SHAPE News Summary & Analysis

18 June 2004

AFGHANISTAN
  • Portugal to send Air Force team to Afghanistan in July
  • Renegade Afghan overruns provincial capital

NATO

  • Turkey: Gulf countries less Egypt, Saudi Arabia seen warm to NATO wider region dialogue

AFGHANISTAN

  • Portugal has decided to reinforce the Armed Forces’ mission in Afghanistan in July, reports Lisbon’s daily Publico. The article quotes the Armed Forces General Staff Office saying a 20-strong Air Force team will be sent to the region. The team reportedly comprises a C-130 Hercules transport plane, crew and maintenance staff, three air traffic controllers, two weathermen and one official from the General Staff. It will stay in Afghanistan for a period of six month and will be based at Kabul airport, where Portugal has already deploy five Air Force firefighters.

  • According to Reuters, combatants said Friday a renegade commander has taken control of most of the remote central Afghan provincial capital of Ghor after clashes in which 18 people were killed or wounded and the governor forced to flee. The dispatch stresses that the upheaval presents a fresh crisis for President Karzai and his efforts to impose his authority in the provinces by disarming regional militias seen as a threat to September elections.
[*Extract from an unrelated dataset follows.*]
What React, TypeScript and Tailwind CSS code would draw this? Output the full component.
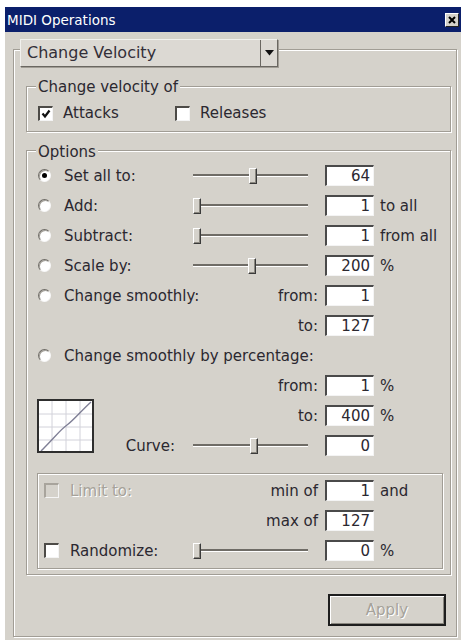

It notes it is the third time in less than three months that a provincial governor appointed by Karzai has been forced to flee. “Karzai has vowed to disarm 40 percent of armed fighters loyal to provincial leaders and commanders by the end of June. The plan is seen as key to stabilizing the country as it prepares for landmark elections in September, but has so far moved slowly. An upsurge of violence in recent months around Afghanistan, much in the south an east and blamed on Taliban guerrillas, has raised doubts about the elections being held on time,” adds the dispatch. In a similar vein, AP writes in a similar vein that the violence presents a fresh security threat for Karzai, whose authority is already sapped by factional fighting across a swath of northern and western Afghanistan as well as a spreading Taliban-led insurgency. Karzai has vowed to disarm the warlords who still control most of the country. But foot- dragging by powerful regional leaders means only a few thousands of the official total of 100,000 irregular fighters have given up their weapons so far, the dispatch continues.

In the wake of the bomb attack in Kunduz Wednesday, which killed four Afghans, Sueddeutsche Zeitung, June 17, warned that security in Afghanistan is deceptive. “While the Bundeswehr is very well accepted in the region, the bomb targeted Bundeswehr soldiers,” said the daily, adding: “From the south, where the Taliban have regrouped, instability moved to the north. Those responsible for the attacks must be sought among the Taliban rather than among local gangs…. The Taliban are now pursuing a strategy of making the country ungovernable everywhere. If NATO, which is responsible for stabilization, wants to avoid this, it must counter the development with much more forces and materiel. And the government in Berlin should realize that it is not useful to deploy forces in relatively safe regions. The situation will become unstable all by itself.”

NATO

  • Istanbul’s Cumhuriyet, June 17, asserted that one of the important items on the agenda of the forthcoming NATO summit will be the definition of the role to be played by the Alliance in the Greater Middle East Project. Noting that NATO has been studying plans to expand the Mediterranean Dialogue, the article claimed that NATO Secretary General de Hoop Scheffer sent his special representative to the region’s countries in May to listen to their opinions and reactions to the Alliance’s project. According to NATO sources, the article said, warm messages were received regarding the project from Gulf countries. Saudi Arabia, however, opted to act with caution, while Egypt refused to even talk to NATO. The daily expected that related developments would be included in “The Istanbul Initiative” to be disclosed at the summit.